China's Tariff Response May Drive 2% Yuan Devaluation, Boost Bitcoin
China’s response to the United States' imposition of tariffs could lead to significant capital flight into cryptocurrencies, according to Arthur Hayes, the co-founder of BitMEX. Hayes suggested that if the People’s Bank of China devalues the yuan, it could create a narrative where Chinese capital flows into Bitcoin, mirroring past events in 2013 and 2015.
Ben Zhou, the co-founder and CEO of Bybit, echoed this sentiment, stating that historically, whenever the yuan drops, a substantial amount of Chinese capital flows into Bitcoin, which is bullish for the cryptocurrency.
The yuan has been weakening against the US dollar since 2022. In August 2015, the yuan was devalued by nearly 2% against the US dollar, marking the largest single-day drop in decades. This event saw increased interest in Bitcoin, although the direct causative relationship is debated. Similarly, in August 2019, when the yuan fell below the symbolic 7:1 ratio against the USD, Bitcoin also experienced price increases. Some analysts suggested that Chinese investors were using Bitcoin as a hedge during this period.
Wealthy Chinese citizens have historically used cryptocurrencies to preserve their wealth, move it beyond government reach, and avoid capital controls and restrictions within the country. Currency devaluations also damage trust in central banks and government financial management, pushing people toward decentralized alternatives like Bitcoin.

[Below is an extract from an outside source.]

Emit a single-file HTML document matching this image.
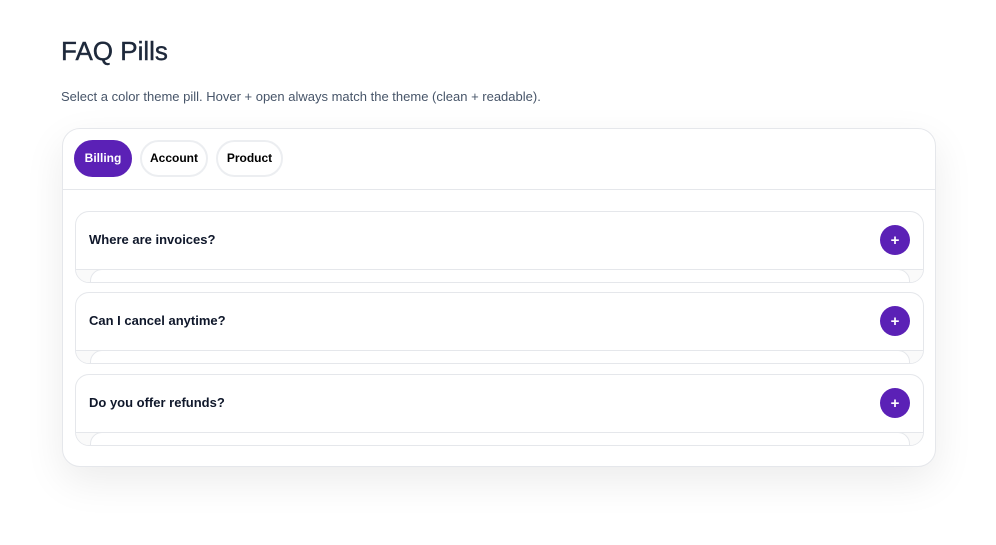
<!DOCTYPE html>
<html><head><style>
*{box-sizing:border-box;margin:0;padding:0}
body{width:996px;height:545px;background:#fff;font-family:"Liberation Sans",sans-serif;position:relative;overflow:hidden}
h1{position:absolute;left:61px;top:36px;font-size:26px;font-weight:500;color:#1e293b;-webkit-text-stroke:0.4px #1e293b}
.sub{position:absolute;left:61px;top:89px;font-size:13px;color:#475569}
.card{position:absolute;left:62px;top:128px;width:874px;height:339px;border:1px solid #e5e7eb;border-radius:18px;background:#fff;box-shadow:0 14px 40px rgba(0,0,0,0.08)}
.pill{position:absolute;top:11px;height:37px;border-radius:19px;border:2px solid #eceef1;font-size:12px;font-weight:bold;display:flex;align-items:center;justify-content:center;color:#000;padding-bottom:2px}
.pill.on{background:#5b21b6;border-color:#5b21b6;color:#fff}
.div{position:absolute;left:0;right:0;top:60px;border-top:1px solid #e5e7eb}
.item{position:absolute;left:12px;width:849px;height:72px;border:1px solid #e5e7eb;border-radius:14px;overflow:hidden}
.item .q{position:absolute;left:13px;top:20px;font-size:13px;font-weight:bold;color:#0f172a}
.item .line{position:absolute;left:0;right:0;top:57px;border-top:1px solid #e5e7eb;background:#fafafa;height:20px}
.item .panel{position:absolute;left:14px;right:13px;top:57px;height:30px;border:1px solid #e5e7eb;border-radius:12px;background:#fff}
.plus{position:absolute;right:13px;top:13px;width:30px;height:30px;border-radius:50%;background:#5b21b6;color:#fff;font-size:15px;font-weight:bold;display:flex;align-items:center;justify-content:center}
</style></head><body>
<h1>FAQ Pills</h1>
<div class="sub">Select a color theme pill. Hover + open always match the theme (clean + readable).</div>
<div class="card">
<div class="pill on" style="left:11px;width:58px">Billing</div>
<div class="pill" style="left:77px;width:68px">Account</div>
<div class="pill" style="left:153px;width:67px">Product</div>
<div class="div"></div>
<div class="item" style="top:82px"><div class="q">Where are invoices?</div><div class="line"></div><div class="panel"></div><div class="plus">+</div></div>
<div class="item" style="top:163px"><div class="q">Can I cancel anytime?</div><div class="line"></div><div class="panel"></div><div class="plus">+</div></div>
<div class="item" style="top:245px"><div class="q">Do you offer refunds?</div><div class="line"></div><div class="panel"></div><div class="plus">+</div></div>
</div>
</body></html>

In response to the US president's vow to ratchet up additional tariffs, China stated it “will fight to the end” and will take countermeasures to defend its own interests. The Chinese government's actions, including the devaluation of the Yuan and the imposition of export restrictions, are aimed at stabilizing the economy in the face of external pressures. However, these measures also carry risks, as they could exacerbate capital outflows and further destabilize the financial system.
The potential for capital flight into cryptocurrencies adds another layer of complexity to the situation, as it introduces a new dynamic into the global financial landscape. This scenario, if it materializes, could have significant implications for the global cryptocurrency market, as it would likely lead to increased demand and potentially higher prices for digital assets.